• **Problem details**
Skip all pictures, then print the remaining material exactly.

• **Given data**
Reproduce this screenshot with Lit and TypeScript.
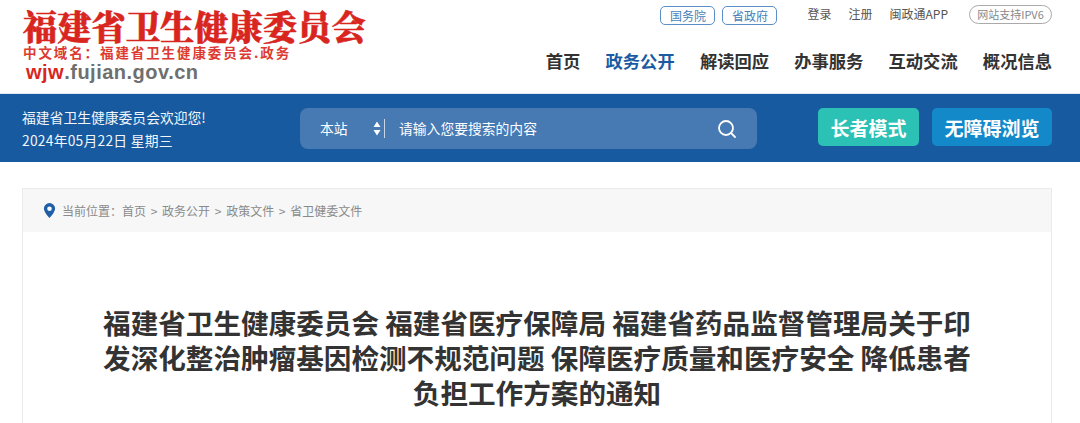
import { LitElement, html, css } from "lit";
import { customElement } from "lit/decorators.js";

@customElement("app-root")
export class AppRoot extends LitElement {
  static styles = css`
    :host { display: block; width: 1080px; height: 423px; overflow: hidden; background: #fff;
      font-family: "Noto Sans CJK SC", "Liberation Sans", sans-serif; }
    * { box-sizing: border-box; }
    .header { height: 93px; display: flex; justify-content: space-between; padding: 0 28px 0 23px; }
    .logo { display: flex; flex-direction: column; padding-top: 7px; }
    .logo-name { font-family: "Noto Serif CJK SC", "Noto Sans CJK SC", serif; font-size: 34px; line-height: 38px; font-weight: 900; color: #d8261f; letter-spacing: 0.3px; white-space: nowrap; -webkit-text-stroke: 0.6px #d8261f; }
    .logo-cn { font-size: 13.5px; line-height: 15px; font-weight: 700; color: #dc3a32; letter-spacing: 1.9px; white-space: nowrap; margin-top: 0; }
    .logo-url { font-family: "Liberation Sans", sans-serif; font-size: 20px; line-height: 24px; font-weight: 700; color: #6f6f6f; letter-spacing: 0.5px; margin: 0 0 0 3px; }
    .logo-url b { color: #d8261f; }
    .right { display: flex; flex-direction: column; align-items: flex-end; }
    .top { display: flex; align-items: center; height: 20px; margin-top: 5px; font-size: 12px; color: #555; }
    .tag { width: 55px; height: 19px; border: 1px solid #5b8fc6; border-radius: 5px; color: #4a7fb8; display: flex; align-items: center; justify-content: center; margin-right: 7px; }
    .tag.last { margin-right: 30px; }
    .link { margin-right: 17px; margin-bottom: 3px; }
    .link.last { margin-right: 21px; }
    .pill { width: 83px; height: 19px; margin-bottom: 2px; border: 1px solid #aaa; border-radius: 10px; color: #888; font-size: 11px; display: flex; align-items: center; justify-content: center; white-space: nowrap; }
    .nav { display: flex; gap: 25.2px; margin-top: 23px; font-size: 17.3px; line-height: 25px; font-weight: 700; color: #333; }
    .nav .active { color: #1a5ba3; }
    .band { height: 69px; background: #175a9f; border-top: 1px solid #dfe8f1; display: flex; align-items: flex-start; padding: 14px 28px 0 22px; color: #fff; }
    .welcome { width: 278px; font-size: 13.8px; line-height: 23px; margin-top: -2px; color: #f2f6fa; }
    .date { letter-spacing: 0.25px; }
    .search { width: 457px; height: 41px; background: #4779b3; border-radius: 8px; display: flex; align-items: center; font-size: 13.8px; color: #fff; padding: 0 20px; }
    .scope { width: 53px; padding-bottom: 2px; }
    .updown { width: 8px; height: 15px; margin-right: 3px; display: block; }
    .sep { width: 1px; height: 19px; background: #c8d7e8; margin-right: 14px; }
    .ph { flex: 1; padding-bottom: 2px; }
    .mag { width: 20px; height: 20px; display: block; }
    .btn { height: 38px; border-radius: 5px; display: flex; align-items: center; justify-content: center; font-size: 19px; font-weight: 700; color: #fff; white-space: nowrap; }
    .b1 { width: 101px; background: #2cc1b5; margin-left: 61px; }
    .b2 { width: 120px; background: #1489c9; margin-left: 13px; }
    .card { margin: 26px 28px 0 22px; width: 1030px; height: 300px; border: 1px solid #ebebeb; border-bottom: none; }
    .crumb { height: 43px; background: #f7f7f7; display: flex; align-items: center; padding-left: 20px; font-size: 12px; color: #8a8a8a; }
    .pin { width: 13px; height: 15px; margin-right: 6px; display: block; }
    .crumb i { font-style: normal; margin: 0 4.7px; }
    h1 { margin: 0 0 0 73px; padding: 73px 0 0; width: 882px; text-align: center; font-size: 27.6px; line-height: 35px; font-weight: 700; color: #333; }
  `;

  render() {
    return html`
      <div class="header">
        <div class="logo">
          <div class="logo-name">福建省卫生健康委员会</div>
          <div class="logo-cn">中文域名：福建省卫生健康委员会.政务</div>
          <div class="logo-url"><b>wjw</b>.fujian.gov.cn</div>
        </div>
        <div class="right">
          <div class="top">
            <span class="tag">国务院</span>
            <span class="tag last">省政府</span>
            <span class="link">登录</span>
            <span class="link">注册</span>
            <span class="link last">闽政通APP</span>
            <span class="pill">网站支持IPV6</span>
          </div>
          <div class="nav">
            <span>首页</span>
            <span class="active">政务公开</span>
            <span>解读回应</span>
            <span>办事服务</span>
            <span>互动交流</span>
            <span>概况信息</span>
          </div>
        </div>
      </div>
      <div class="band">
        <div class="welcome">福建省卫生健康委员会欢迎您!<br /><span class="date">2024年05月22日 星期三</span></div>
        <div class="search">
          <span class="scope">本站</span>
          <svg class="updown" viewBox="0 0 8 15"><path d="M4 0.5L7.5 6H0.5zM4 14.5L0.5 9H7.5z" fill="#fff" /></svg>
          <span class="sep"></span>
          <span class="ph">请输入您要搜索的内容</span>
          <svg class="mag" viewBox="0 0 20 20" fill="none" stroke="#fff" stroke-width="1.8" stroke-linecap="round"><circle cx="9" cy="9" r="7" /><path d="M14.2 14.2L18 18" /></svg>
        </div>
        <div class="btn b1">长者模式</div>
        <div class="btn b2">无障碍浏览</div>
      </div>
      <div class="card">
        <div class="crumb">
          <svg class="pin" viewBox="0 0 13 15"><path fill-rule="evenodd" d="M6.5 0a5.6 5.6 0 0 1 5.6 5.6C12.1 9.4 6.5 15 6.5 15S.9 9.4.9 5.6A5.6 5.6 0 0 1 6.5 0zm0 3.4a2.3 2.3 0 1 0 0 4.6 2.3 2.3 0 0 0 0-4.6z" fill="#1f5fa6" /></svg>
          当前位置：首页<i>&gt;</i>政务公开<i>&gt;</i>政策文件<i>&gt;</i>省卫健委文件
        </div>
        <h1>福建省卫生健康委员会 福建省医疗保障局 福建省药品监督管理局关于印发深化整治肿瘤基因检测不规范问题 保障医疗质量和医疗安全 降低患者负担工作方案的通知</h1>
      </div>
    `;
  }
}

• **Final result**
Reproduce this screenshot with Lit and TypeScript.
import { LitElement, html, css } from "lit";
import { customElement } from "lit/decorators.js";

@customElement("app-root")
export class AppRoot extends LitElement {
  static styles = css`
    :host { display: block; width: 1080px; height: 423px; overflow: hidden; background: #fff;
      font-family: "Noto Sans CJK SC", "Liberation Sans", sans-serif; }
    * { box-sizing: border-box; }
    .header { height: 93px; display: flex; justify-content: space-between; padding: 0 28px 0 23px; }
    .logo { display: flex; flex-direction: column; padding-top: 7px; }
    .logo-name { font-family: "Noto Serif CJK SC", "Noto Sans CJK SC", serif; font-size: 34px; line-height: 38px; font-weight: 900; color: #d8261f; letter-spacing: 0.3px; white-space: nowrap; -webkit-text-stroke: 0.6px #d8261f; }
    .logo-cn { font-size: 13.5px; line-height: 15px; font-weight: 700; color: #dc3a32; letter-spacing: 1.9px; white-space: nowrap; margin-top: 0; }
    .logo-url { font-family: "Liberation Sans", sans-serif; font-size: 20px; line-height: 24px; font-weight: 700; color: #6f6f6f; letter-spacing: 0.5px; margin: 0 0 0 3px; }
    .logo-url b { color: #d8261f; }
    .right { display: flex; flex-direction: column; align-items: flex-end; }
    .top { display: flex; align-items: center; height: 20px; margin-top: 5px; font-size: 12px; color: #555; }
    .tag { width: 55px; height: 19px; border: 1px solid #5b8fc6; border-radius: 5px; color: #4a7fb8; display: flex; align-items: center; justify-content: center; margin-right: 7px; }
    .tag.last { margin-right: 30px; }
    .link { margin-right: 17px; margin-bottom: 3px; }
    .link.last { margin-right: 21px; }
    .pill { width: 83px; height: 19px; margin-bottom: 2px; border: 1px solid #aaa; border-radius: 10px; color: #888; font-size: 11px; display: flex; align-items: center; justify-content: center; white-space: nowrap; }
    .nav { display: flex; gap: 25.2px; margin-top: 23px; font-size: 17.3px; line-height: 25px; font-weight: 700; color: #333; }
    .nav .active { color: #1a5ba3; }
    .band { height: 69px; background: #175a9f; border-top: 1px solid #dfe8f1; display: flex; align-items: flex-start; padding: 14px 28px 0 22px; color: #fff; }
    .welcome { width: 278px; font-size: 13.8px; line-height: 23px; margin-top: -2px; color: #f2f6fa; }
    .date { letter-spacing: 0.25px; }
    .search { width: 457px; height: 41px; background: #4779b3; border-radius: 8px; display: flex; align-items: center; font-size: 13.8px; color: #fff; padding: 0 20px; }
    .scope { width: 53px; padding-bottom: 2px; }
    .updown { width: 8px; height: 15px; margin-right: 3px; display: block; }
    .sep { width: 1px; height: 19px; background: #c8d7e8; margin-right: 14px; }
    .ph { flex: 1; padding-bottom: 2px; }
    .mag { width: 20px; height: 20px; display: block; }
    .btn { height: 38px; border-radius: 5px; display: flex; align-items: center; justify-content: center; font-size: 19px; font-weight: 700; color: #fff; white-space: nowrap; }
    .b1 { width: 101px; background: #2cc1b5; margin-left: 61px; }
    .b2 { width: 120px; background: #1489c9; margin-left: 13px; }
    .card { margin: 26px 28px 0 22px; width: 1030px; height: 300px; border: 1px solid #ebebeb; border-bottom: none; }
    .crumb { height: 43px; background: #f7f7f7; display: flex; align-items: center; padding-left: 20px; font-size: 12px; color: #8a8a8a; }
    .pin { width: 13px; height: 15px; margin-right: 6px; display: block; }
    .crumb i { font-style: normal; margin: 0 4.7px; }
    h1 { margin: 0 0 0 73px; padding: 73px 0 0; width: 882px; text-align: center; font-size: 27.6px; line-height: 35px; font-weight: 700; color: #333; }
  `;

  render() {
    return html`
      <div class="header">
        <div class="logo">
          <div class="logo-name">福建省卫生健康委员会</div>
          <div class="logo-cn">中文域名：福建省卫生健康委员会.政务</div>
          <div class="logo-url"><b>wjw</b>.fujian.gov.cn</div>
        </div>
        <div class="right">
          <div class="top">
            <span class="tag">国务院</span>
            <span class="tag last">省政府</span>
            <span class="link">登录</span>
            <span class="link">注册</span>
            <span class="link last">闽政通APP</span>
            <span class="pill">网站支持IPV6</span>
          </div>
          <div class="nav">
            <span>首页</span>
            <span class="active">政务公开</span>
            <span>解读回应</span>
            <span>办事服务</span>
            <span>互动交流</span>
            <span>概况信息</span>
          </div>
        </div>
      </div>
      <div class="band">
        <div class="welcome">福建省卫生健康委员会欢迎您!<br /><span class="date">2024年05月22日 星期三</span></div>
        <div class="search">
          <span class="scope">本站</span>
          <svg class="updown" viewBox="0 0 8 15"><path d="M4 0.5L7.5 6H0.5zM4 14.5L0.5 9H7.5z" fill="#fff" /></svg>
          <span class="sep"></span>
          <span class="ph">请输入您要搜索的内容</span>
          <svg class="mag" viewBox="0 0 20 20" fill="none" stroke="#fff" stroke-width="1.8" stroke-linecap="round"><circle cx="9" cy="9" r="7" /><path d="M14.2 14.2L18 18" /></svg>
        </div>
        <div class="btn b1">长者模式</div>
        <div class="btn b2">无障碍浏览</div>
      </div>
      <div class="card">
        <div class="crumb">
          <svg class="pin" viewBox="0 0 13 15"><path fill-rule="evenodd" d="M6.5 0a5.6 5.6 0 0 1 5.6 5.6C12.1 9.4 6.5 15 6.5 15S.9 9.4.9 5.6A5.6 5.6 0 0 1 6.5 0zm0 3.4a2.3 2.3 0 1 0 0 4.6 2.3 2.3 0 0 0 0-4.6z" fill="#1f5fa6" /></svg>
          当前位置：首页<i>&gt;</i>政务公开<i>&gt;</i>政策文件<i>&gt;</i>省卫健委文件
        </div>
        <h1>福建省卫生健康委员会 福建省医疗保障局 福建省药品监督管理局关于印发深化整治肿瘤基因检测不规范问题 保障医疗质量和医疗安全 降低患者负担工作方案的通知</h1>
      </div>
    `;
  }
}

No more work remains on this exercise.